• Joe Gilliver

Summer In the City

Has the festival season changed? Has it changed enough?


June, it was the month of sunshine, long summer days and extended golden evenings, and of course, the long-awaited festival season and Pride month. Finally, we were ready to open the hospitality doors and reconnect with other like-minded people, celebrating and socialising with them, sometimes for the first time in over two years. For some this was the month they had been waiting for, a chance to get back together with their support network and reverse some of the effects that the time apart has caused, for others it created a terrifying decision for them to make - do I stay or do I go?

Is Covid over?


Not everyone is ready to forgive and forget Covid yet, but despite this clear concern there seems to be a notable lack of acknowledgement from the events industry. Some festivals that went virtual during the pandemic decided to continue including people by creating hybrid events. Orkney folk festival saw such success with their virtual events, that a hybrid seemed the only natural next step. And it wasn’t only the smaller festivals that saw the potential in hybrid events, Glastonbury has always been covered by the BBC but this year decided to share live performances for the first time, making those of us who had to miss out feel slightly more involved.
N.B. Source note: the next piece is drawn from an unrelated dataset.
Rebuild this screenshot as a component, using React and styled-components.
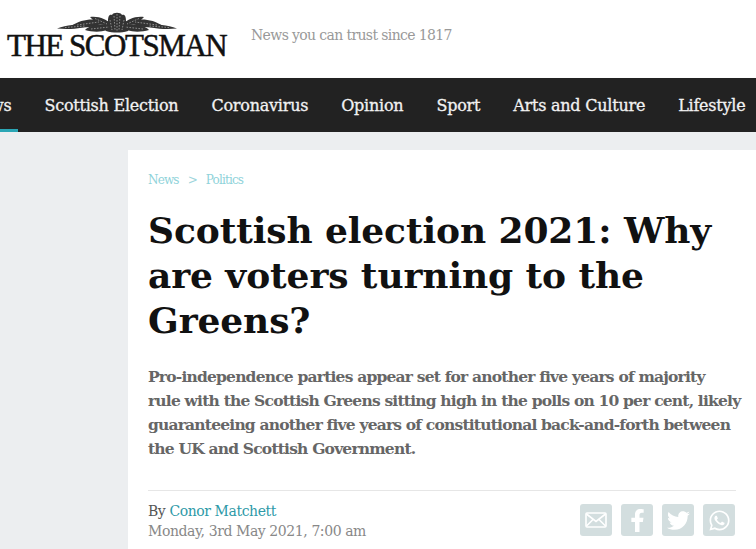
import React from "react";
import styled, { createGlobalStyle } from "styled-components";
import { FaFacebookF, FaTwitter, FaWhatsapp } from "react-icons/fa";

const NAV_ITEMS = [
  { label: "News", active: true },
  { label: "Scottish Election" },
  { label: "Coronavirus" },
  { label: "Opinion" },
  { label: "Sport" },
  { label: "Arts and Culture" },
  { label: "Lifestyle" },
];

export default function App() {
  return (
    <>
      <GlobalStyle />
      <Page>
        <Header>
          <Logo>
            <Crest />
            <Wordmark>THE SCOTSMAN</Wordmark>
          </Logo>
          <Tagline>News you can trust since 1817</Tagline>
        </Header>

        <Nav>
          {NAV_ITEMS.map((item) => (
            <NavItem key={item.label} $active={item.active}>
              {item.label}
            </NavItem>
          ))}
        </Nav>

        <Main>
          <Article>
            <Breadcrumbs>
              <span>News</span>
              <Chevron>&gt;</Chevron>
              <span>Politics</span>
            </Breadcrumbs>
            <Title>Scottish election 2021: Why are voters turning to the Greens?</Title>
            <Lede>
              Pro-independence parties appear set for another five years of majority
              <br />
              rule with the Scottish Greens sitting high in the polls on 10 per cent, likely
              <br />
              guaranteeing another five years of constitutional back-and-forth between
              <br />
              the UK and Scottish Government.
            </Lede>
            <Byline>
              <div>
                <Author>
                  By <AuthorLink>Conor Matchett</AuthorLink>
                </Author>
                <DateLine>Monday, 3rd May 2021, 7:00 am</DateLine>
              </div>
              <Share>
                <ShareButton>
                  <MailIcon />
                </ShareButton>
                <ShareButton>
                  <FaFacebookF />
                </ShareButton>
                <ShareButton>
                  <FaTwitter />
                </ShareButton>
                <ShareButton>
                  <FaWhatsapp />
                </ShareButton>
              </Share>
            </Byline>
          </Article>
        </Main>
      </Page>
    </>
  );
}

// thistle and leaves above the wordmark
function Crest() {
  const leaves = [
    "M0 16.5 C10 13 20 12 32 12 C30 16 14 18 0 16.5 Z",
    "M14 14 C24 7 36 6 46 9 C44 15 26 17 14 14 Z",
    "M28 18 C34 12 46 11 56 14 C52 20 38 21 28 18 Z",
    "M33 5 C42 4 50 7 54 13 C46 14 38 11 33 5 Z",
    "M120 16.5 C110 13 100 12 88 12 C90 16 106 18 120 16.5 Z",
    "M106 14 C96 7 84 6 74 9 C76 15 94 17 106 14 Z",
    "M92 18 C86 12 74 11 64 14 C68 20 82 21 92 18 Z",
    "M87 5 C78 4 70 7 66 13 C74 14 82 11 87 5 Z",
    "M49 19 C46 14 48 10 51 9 C51 5 52 2 55 3 C56 0 64 0 65 3 C68 2 69 5 69 9 C72 10 74 14 71 19 C64 21 56 21 49 19 Z",
  ];
  return (
    <CrestSvg viewBox="0 0 120 21">
      {leaves.map((d) => (
        <path key={d} d={d} fill="#333" />
      ))}
      <path
        d="M8 15.5 L28 14 M20 13 L42 10 M34 17 L52 15 M38 6.5 L50 12 M112 15.5 L92 14 M100 13 L78 10 M86 17 L68 15 M82 6.5 L70 12 M53 8 L55 18 M57 4 L58 18 M60 2 L60 19 M63 4 L62 18 M67 8 L65 18"
        stroke="#c8c8c8"
        strokeWidth="0.6"
        strokeDasharray="1.6 1.4"
        fill="none"
      />
    </CrestSvg>
  );
}

function MailIcon() {
  return (
    <svg width="22" height="16" viewBox="0 0 22 16" fill="none" stroke="#fff" strokeWidth="1.6">
      <rect x="1" y="1" width="20" height="14" rx="1" />
      <path d="M1.5 2 L11 9.5 L20.5 2 M1.5 14 L8 7.5 M20.5 14 L14 7.5" />
    </svg>
  );
}

const GlobalStyle = createGlobalStyle`
  html, body {
    margin: 0;
    padding: 0;
    background: #fff;
  }
  body {
    font-family: "DejaVu Serif", "Liberation Serif", serif;
  }
`;

const Page = styled.div`
  width: 756px;
  height: 549px;
  overflow: hidden;
  display: flex;
  flex-direction: column;
`;

const Header = styled.header`
  height: 78px;
  flex: none;
  display: flex;
  align-items: center;
  padding-left: 7px;
  background: #fff;
`;

const Logo = styled.div`
  width: 219px;
  display: flex;
  flex-direction: column;
  align-items: center;
  margin-top: -7px;
`;

const CrestSvg = styled.svg`
  width: 120px;
  height: 21px;
  margin-bottom: -1px;
`;

const Wordmark = styled.div`
  font-family: "Liberation Serif", serif;
  font-size: 31px;
  line-height: 28px;
  color: #111;
  white-space: nowrap;
  letter-spacing: -1.48px;
  -webkit-text-stroke: 0.5px #111;
`;

const Tagline = styled.div`
  margin-left: 25px;
  margin-top: -8px;
  font-size: 14px;
  letter-spacing: -0.63px;
  color: #999;
`;

const Nav = styled.nav`
  height: 54px;
  flex: none;
  display: flex;
  gap: 33px;
  margin-left: -33px;
  background: #222;
  box-shadow: 0 1px 2px rgba(0, 0, 0, 0.15);
`;

const NavItem = styled.div`
  position: relative;
  display: flex;
  align-items: center;
  font-size: 16px;
  letter-spacing: -0.23px;
  color: #f2f2f2;
  white-space: nowrap;
  -webkit-text-stroke: 0.3px #f2f2f2;

  &::after {
    content: "";
    display: ${(props) => (props.$active ? "block" : "none")};
    position: absolute;
    left: -16px;
    right: -7px;
    bottom: 0;
    height: 3px;
    background: #2ba6b5;
  }
`;

const Main = styled.main`
  flex: 1;
  padding: 18px 0 0 128px;
  background: #eceef0;
`;

const Article = styled.article`
  height: 100%;
  padding: 22px 20px 0;
  background: #fff;
`;

const Breadcrumbs = styled.div`
  display: flex;
  gap: 9px;
  font-size: 12px;
  letter-spacing: -0.85px;
  line-height: 16px;
  color: #8fd3da;
`;

const Chevron = styled.span`
  color: #9fd6dc;
`;

const Title = styled.h1`
  margin: 20px 0 0;
  font-size: 36px;
  line-height: 45px;
  font-weight: 700;
  letter-spacing: -0.1px;
  color: #111;
`;

const Lede = styled.p`
  margin: 22px 0 0;
  font-size: 15.5px;
  line-height: 24px;
  font-weight: 700;
  letter-spacing: -0.8px;
  white-space: nowrap;
  color: #666;
`;

const Byline = styled.div`
  margin-top: 29px;
  padding-top: 10px;
  border-top: 1px solid #e6e6e6;
  display: flex;
  justify-content: space-between;
`;

const Author = styled.div`
  font-size: 14px;
  line-height: 20px;
  letter-spacing: -0.42px;
  color: #555;
`;

const AuthorLink = styled.span`
  color: #2e9aa8;
`;

const DateLine = styled.div`
  font-size: 14px;
  line-height: 20px;
  letter-spacing: -0.42px;
  color: #888;
`;

const Share = styled.div`
  display: flex;
  gap: 9px;
  margin-top: 3px;
  margin-right: 1px;
`;

const ShareButton = styled.div`
  width: 32px;
  height: 32px;
  border-radius: 3px;
  display: flex;
  align-items: center;
  justify-content: center;
  background: #d3dedf;
  color: #fff;
  font-size: 23px;
`;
Unfortunately, many of those that attended in person were hit with positive covid results the day they returned from the festival.


There is no denying that to many, live events are synonymous with inclusivity and acceptance and that many in the events industry are striving to help build an industry we can be proud of’. With this year’s London Pride event being billed as 'the biggest and most inclusive event in history', it proves many are willing to travel after two years of cancellations, and are willing to venture far from home for a chance to support one another and contribute to a celebration of truly embracing who you are.


However, this is not an opportunity afforded to all. With the ever-present news of more COVID infections, and the cost of living threatening to rise even further, many are facing the reality that making ends meet is now the priority, and a budget for leisure activities and travel is no longer a realistic goal. Add to that the increasing cost of travel, and rail strikes making travel even more difficult. As well as the fact that festivals and live events are often not adequately set up to be accessible for all, and people are, albeit reluctantly, opting out. Of course, the big events don’t see much of an impact from this, but the smaller festivals and British summer events are feeling the strain, with many choosing to close their doors as a result of low footfall. Those that can stay open have had to battle with post- Brexit rules impacting on getting live artists, some of whom were booked to attend before Covid hit, and a staff shortage, with people having to find alternative forms of income during the Pandemic.


What more can be done?


It begs the question, why as an industry are we not utilising the instruments at our own fingertips? Hybrid events have proven time and again to be the answer. An opportunity to bring people together, a chance to interact virtually but to be present, and in the moment. To open doors and combat all of the issues attending in person can create. Are we ready as an industry to realise that times they are a changing? And are we ready to change with them? Or are we ready to allow our quintessentially British village events, folk festivals, and culturally important gatherings to slow down and exclude all those who, for whatever reason, can’t attend in person?